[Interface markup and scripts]

---*---

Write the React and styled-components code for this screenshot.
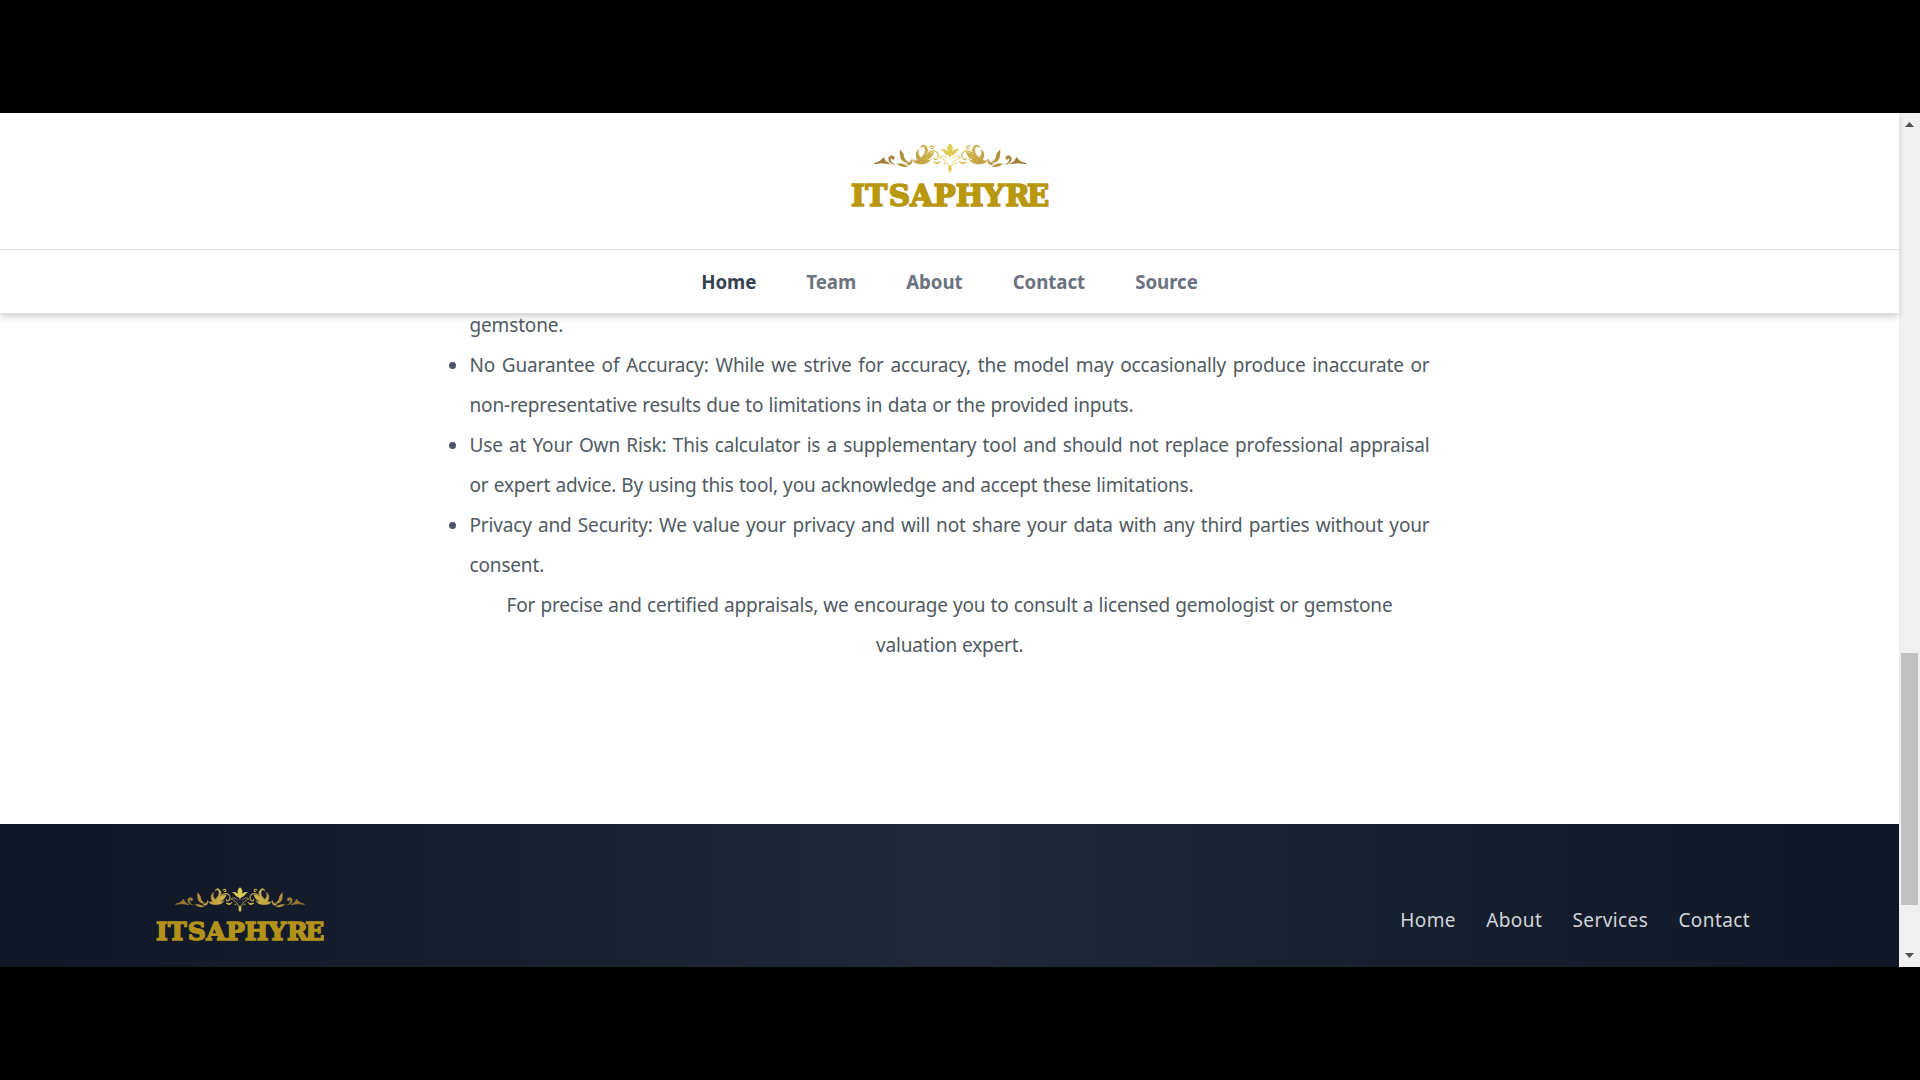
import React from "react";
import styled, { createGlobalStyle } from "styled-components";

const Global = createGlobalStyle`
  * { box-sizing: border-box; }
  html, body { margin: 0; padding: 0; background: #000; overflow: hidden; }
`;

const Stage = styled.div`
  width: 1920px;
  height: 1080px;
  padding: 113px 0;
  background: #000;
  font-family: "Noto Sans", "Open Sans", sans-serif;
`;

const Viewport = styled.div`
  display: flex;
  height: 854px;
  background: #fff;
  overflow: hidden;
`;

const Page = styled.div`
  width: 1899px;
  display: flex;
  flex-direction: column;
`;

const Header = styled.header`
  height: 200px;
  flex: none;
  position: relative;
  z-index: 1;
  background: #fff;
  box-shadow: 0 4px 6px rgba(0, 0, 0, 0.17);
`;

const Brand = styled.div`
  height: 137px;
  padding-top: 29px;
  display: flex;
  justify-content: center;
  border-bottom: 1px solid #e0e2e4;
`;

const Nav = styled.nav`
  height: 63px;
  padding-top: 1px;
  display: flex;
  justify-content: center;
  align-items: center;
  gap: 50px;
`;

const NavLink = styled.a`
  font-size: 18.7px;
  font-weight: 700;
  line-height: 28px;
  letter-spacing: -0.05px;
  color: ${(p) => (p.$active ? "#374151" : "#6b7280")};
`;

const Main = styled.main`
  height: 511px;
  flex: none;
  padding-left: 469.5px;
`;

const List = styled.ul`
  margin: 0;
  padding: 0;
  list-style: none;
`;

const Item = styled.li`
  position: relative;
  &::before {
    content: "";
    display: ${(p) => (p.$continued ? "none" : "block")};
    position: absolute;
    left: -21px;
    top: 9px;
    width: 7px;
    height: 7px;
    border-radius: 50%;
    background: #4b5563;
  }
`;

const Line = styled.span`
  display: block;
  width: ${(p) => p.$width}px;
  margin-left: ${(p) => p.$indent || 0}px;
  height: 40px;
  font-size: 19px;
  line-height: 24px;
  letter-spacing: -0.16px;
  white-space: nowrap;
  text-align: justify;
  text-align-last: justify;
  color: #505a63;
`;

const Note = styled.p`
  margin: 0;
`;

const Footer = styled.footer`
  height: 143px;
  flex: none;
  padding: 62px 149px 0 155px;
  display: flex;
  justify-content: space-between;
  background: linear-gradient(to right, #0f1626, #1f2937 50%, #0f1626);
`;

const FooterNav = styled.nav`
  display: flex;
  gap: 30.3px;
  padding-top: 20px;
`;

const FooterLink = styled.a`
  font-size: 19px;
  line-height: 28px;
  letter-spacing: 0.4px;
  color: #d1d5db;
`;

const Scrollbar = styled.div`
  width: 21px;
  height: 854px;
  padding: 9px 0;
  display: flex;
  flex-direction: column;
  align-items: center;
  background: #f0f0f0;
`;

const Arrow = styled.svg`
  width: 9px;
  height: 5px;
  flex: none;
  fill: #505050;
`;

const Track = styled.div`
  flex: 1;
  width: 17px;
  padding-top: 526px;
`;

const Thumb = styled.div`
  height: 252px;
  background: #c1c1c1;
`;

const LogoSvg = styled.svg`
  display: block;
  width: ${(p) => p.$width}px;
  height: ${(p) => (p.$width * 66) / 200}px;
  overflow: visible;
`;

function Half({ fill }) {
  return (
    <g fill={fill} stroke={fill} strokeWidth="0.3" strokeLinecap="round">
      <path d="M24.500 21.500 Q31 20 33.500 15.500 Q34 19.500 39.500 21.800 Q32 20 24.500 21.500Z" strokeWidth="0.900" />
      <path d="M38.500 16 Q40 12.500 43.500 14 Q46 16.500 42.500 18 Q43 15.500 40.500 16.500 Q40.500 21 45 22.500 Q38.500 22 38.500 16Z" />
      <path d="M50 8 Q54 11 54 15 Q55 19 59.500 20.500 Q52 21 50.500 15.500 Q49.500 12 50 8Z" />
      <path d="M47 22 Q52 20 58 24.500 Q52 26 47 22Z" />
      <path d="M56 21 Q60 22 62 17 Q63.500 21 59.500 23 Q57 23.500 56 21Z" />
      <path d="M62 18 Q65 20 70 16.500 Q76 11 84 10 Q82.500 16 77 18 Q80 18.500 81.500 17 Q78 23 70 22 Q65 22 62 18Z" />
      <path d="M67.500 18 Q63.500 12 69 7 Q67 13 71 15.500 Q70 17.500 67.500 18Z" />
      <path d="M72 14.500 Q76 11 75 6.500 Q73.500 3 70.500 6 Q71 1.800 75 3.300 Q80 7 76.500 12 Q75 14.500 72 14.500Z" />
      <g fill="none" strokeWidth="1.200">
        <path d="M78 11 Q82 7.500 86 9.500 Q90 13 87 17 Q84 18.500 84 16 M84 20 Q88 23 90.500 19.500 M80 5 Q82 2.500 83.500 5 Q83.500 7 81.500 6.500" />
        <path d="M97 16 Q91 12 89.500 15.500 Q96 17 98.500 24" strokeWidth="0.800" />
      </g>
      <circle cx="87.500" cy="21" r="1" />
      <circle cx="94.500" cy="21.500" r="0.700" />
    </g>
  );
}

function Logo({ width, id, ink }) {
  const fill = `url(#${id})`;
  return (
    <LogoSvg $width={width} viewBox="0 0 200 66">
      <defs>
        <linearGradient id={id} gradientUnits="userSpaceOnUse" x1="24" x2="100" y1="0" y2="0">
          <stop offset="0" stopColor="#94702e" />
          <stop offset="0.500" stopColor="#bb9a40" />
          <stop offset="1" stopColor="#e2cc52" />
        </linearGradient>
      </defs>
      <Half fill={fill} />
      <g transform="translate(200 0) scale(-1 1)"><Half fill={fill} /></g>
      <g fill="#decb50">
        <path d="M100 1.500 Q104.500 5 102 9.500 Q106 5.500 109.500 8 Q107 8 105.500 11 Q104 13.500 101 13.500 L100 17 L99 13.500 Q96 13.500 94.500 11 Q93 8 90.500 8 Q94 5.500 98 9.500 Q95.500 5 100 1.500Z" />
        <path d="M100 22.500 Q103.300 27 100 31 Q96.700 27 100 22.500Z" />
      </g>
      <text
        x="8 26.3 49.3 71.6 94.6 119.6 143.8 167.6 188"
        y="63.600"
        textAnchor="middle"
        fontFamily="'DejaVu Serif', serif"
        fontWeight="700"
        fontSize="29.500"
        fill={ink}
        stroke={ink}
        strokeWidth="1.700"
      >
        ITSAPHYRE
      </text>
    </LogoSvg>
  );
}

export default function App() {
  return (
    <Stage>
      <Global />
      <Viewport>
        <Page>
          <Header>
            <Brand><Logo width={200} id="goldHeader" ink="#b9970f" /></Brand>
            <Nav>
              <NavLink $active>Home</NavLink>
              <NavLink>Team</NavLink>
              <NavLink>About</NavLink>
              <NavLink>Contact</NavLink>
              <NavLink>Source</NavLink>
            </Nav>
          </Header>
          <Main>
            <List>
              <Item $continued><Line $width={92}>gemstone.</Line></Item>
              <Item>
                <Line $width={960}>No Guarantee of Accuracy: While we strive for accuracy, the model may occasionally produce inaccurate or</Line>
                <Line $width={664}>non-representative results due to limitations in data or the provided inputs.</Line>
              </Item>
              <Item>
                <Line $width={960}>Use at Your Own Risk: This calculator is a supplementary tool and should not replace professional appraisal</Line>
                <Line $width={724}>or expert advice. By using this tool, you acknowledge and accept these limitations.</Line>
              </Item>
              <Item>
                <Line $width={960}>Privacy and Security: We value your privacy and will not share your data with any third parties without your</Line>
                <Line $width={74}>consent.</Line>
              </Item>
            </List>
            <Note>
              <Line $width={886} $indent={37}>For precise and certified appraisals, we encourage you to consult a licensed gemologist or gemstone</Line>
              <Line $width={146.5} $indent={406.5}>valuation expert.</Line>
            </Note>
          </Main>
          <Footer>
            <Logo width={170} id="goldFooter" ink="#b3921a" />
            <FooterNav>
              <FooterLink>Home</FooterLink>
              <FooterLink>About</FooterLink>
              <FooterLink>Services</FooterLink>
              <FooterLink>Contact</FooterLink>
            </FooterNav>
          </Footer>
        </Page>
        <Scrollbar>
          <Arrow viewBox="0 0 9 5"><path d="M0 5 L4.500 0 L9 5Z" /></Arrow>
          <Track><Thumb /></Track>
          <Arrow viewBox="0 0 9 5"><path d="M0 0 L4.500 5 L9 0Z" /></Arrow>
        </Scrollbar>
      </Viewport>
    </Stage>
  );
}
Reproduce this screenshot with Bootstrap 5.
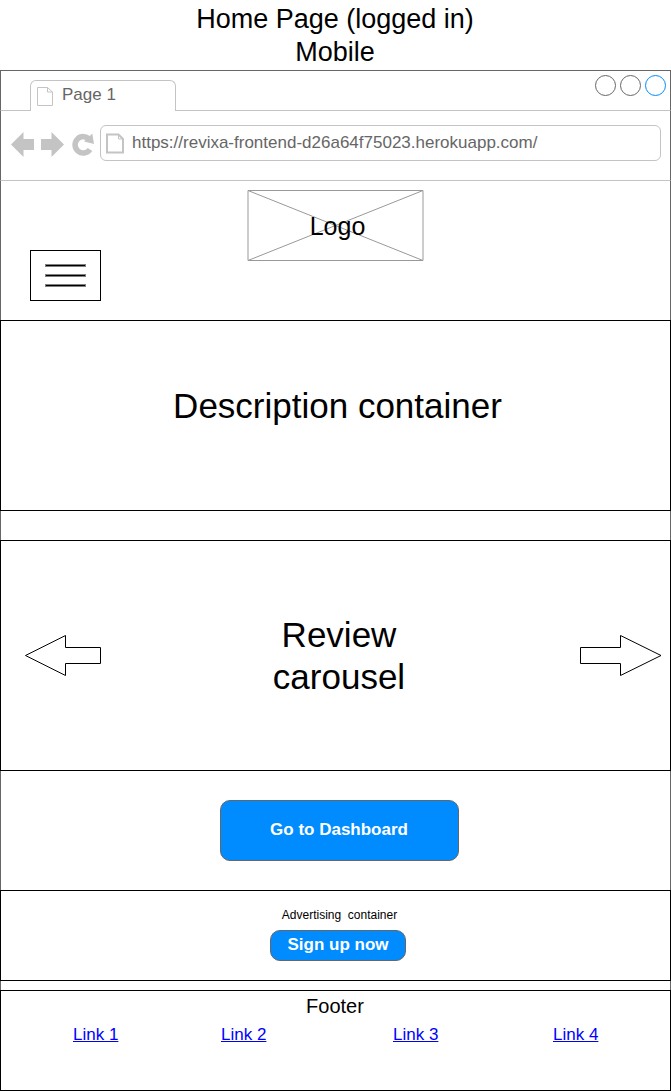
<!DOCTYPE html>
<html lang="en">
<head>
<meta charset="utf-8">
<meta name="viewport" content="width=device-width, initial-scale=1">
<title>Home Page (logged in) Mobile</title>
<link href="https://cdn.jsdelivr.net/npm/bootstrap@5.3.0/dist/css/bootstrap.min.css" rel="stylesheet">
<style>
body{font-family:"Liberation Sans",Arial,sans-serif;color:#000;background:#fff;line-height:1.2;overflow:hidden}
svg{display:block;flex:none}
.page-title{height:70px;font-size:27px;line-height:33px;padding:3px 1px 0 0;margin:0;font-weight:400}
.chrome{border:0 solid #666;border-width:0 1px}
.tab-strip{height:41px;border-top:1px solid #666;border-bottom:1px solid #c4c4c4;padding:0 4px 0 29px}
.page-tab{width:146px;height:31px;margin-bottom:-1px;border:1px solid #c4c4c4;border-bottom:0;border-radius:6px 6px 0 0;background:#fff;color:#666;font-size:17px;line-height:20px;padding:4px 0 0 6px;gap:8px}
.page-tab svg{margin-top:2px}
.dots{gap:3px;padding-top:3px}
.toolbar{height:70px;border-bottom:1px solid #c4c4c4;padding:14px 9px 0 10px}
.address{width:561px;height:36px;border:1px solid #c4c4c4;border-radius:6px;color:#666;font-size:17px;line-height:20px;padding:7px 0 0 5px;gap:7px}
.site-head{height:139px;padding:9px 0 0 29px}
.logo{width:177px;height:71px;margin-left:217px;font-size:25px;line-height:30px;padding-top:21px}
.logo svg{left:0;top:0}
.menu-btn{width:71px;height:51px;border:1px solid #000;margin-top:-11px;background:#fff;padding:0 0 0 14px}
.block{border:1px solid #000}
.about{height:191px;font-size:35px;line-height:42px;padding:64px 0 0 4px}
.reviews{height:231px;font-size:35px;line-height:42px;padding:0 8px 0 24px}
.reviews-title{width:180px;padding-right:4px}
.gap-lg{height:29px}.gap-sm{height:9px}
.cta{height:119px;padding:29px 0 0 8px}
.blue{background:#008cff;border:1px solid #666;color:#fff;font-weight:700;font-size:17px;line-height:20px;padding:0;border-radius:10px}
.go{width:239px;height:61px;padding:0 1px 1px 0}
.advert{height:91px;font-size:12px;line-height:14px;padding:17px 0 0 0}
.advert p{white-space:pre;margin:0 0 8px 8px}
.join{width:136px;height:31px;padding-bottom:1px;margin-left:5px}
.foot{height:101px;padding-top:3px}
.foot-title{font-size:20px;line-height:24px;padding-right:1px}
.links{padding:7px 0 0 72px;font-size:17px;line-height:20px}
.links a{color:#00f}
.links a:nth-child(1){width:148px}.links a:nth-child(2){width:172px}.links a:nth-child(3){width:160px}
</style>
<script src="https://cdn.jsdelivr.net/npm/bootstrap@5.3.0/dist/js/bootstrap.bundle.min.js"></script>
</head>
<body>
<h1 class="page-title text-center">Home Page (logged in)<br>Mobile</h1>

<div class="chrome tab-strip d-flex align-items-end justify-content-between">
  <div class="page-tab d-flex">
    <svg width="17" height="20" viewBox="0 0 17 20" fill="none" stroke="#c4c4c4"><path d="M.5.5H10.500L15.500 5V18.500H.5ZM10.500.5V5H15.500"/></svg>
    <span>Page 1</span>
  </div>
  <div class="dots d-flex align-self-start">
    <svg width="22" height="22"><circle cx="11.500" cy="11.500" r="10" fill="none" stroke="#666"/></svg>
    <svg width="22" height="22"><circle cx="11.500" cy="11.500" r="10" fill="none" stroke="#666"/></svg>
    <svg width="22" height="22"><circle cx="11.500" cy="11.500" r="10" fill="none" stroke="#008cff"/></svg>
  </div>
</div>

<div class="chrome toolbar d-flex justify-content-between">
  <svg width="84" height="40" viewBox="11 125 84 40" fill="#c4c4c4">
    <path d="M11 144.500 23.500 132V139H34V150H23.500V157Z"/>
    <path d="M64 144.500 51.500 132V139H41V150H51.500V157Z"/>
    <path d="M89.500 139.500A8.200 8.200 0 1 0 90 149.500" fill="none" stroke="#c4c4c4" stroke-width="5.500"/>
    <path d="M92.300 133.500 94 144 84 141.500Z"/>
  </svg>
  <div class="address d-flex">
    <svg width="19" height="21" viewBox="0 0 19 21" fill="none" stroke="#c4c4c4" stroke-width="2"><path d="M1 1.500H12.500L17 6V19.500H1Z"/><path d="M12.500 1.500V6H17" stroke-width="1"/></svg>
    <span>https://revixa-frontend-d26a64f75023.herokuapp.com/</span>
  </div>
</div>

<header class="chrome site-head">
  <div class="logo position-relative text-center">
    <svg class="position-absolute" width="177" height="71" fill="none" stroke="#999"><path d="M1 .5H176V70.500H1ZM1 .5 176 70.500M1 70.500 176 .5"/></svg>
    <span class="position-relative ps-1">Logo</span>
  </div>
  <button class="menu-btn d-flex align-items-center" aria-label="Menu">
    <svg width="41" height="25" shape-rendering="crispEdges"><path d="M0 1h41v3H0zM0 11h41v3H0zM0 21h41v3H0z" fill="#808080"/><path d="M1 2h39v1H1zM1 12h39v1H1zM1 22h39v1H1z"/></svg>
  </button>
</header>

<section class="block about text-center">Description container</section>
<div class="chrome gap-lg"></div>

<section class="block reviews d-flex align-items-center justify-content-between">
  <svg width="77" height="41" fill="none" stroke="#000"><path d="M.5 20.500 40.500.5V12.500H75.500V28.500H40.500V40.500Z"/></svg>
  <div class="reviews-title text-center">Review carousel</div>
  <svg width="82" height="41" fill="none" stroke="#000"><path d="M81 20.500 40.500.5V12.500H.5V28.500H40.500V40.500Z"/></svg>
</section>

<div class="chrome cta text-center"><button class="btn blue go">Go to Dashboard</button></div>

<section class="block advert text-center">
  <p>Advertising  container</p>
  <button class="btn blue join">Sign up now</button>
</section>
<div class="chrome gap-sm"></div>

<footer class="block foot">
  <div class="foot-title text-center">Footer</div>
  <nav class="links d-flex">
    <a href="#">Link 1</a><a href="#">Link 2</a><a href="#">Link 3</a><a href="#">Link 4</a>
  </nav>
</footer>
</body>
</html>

---*---

Instructions to follow
Copy each line above that contains the string "components".

Reply to the exercise
Write the React and styled-components code for this screenshot.
import styled, { createGlobalStyle } from "styled-components";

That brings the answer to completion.